WHAT TO PRODUCE
Collect all the lines that mention the word "this".

-------- PROVIDED MATERIAL --------

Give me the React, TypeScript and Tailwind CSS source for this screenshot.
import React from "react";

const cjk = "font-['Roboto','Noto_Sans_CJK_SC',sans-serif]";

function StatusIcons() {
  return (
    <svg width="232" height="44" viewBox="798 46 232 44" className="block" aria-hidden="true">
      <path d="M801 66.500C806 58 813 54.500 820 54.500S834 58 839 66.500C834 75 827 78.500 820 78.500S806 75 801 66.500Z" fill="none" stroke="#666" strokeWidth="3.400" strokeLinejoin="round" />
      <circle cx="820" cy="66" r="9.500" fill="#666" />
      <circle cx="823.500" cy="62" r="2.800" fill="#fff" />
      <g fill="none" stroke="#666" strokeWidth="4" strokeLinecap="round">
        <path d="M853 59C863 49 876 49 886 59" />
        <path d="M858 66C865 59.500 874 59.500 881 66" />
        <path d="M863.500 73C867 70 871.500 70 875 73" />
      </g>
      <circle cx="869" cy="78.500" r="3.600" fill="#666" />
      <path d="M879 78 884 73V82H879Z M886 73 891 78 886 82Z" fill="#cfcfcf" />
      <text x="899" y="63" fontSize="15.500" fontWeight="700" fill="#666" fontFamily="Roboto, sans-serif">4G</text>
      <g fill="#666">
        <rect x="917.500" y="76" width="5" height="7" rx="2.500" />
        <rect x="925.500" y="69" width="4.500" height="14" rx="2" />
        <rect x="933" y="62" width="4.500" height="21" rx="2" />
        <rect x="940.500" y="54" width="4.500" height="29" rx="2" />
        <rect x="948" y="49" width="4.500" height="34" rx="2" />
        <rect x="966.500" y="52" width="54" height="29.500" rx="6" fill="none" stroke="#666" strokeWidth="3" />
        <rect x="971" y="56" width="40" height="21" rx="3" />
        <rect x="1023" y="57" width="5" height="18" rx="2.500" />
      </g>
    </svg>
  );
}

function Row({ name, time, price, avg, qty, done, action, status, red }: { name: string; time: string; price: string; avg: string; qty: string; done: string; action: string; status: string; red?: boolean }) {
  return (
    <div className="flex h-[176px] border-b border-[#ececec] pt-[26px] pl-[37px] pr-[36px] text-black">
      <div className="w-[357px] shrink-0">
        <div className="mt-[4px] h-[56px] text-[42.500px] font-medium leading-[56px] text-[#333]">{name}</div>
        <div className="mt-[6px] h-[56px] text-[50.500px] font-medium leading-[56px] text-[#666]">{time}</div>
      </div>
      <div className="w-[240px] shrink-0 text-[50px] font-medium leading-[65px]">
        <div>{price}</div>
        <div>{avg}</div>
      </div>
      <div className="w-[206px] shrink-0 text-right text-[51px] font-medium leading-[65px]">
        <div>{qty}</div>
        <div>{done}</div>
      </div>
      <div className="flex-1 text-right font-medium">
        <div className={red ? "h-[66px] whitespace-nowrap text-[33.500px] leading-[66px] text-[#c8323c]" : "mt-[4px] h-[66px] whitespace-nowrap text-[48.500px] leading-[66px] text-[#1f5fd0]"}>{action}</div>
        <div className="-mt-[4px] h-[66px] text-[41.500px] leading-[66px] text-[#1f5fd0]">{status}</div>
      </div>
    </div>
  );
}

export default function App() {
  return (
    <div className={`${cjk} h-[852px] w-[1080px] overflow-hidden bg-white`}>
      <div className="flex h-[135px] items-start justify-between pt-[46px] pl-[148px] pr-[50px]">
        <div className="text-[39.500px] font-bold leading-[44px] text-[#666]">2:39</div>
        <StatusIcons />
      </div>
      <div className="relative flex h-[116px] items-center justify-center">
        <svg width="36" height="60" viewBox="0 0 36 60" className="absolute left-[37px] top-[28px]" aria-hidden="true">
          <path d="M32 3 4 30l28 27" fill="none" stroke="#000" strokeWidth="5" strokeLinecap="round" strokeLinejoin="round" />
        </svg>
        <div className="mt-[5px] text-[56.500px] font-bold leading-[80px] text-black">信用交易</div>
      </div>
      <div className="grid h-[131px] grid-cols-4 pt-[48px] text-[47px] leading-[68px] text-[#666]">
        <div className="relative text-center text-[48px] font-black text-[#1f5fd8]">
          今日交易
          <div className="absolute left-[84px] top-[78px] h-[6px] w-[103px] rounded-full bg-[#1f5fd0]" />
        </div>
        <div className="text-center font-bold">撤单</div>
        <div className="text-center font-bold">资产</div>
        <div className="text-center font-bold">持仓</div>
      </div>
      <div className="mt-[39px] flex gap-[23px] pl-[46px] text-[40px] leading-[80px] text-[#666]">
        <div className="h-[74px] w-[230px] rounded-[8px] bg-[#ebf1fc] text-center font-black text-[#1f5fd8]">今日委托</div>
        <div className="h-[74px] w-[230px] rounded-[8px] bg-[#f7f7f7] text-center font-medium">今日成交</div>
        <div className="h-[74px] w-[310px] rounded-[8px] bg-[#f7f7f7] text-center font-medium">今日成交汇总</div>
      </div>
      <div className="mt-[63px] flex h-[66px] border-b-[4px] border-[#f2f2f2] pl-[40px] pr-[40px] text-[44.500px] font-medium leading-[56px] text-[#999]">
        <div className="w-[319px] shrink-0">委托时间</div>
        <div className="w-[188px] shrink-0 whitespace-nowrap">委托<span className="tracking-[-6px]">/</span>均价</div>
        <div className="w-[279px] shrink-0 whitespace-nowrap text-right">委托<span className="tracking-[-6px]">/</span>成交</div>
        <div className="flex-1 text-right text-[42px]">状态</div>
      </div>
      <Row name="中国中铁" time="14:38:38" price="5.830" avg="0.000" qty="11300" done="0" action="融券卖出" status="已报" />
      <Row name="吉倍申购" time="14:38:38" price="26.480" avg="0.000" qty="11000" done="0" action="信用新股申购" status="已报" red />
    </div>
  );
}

--------
-------- PROVIDED MATERIAL --------

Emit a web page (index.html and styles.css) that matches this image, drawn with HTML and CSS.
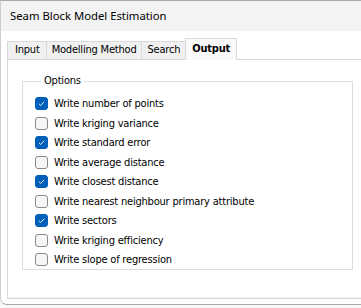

--------

THE OUTPUT
Give me the React, TypeScript and Tailwind CSS source for this screenshot.
Emit a web page (index.html and styles.css) that matches this image, drawn with HTML and CSS.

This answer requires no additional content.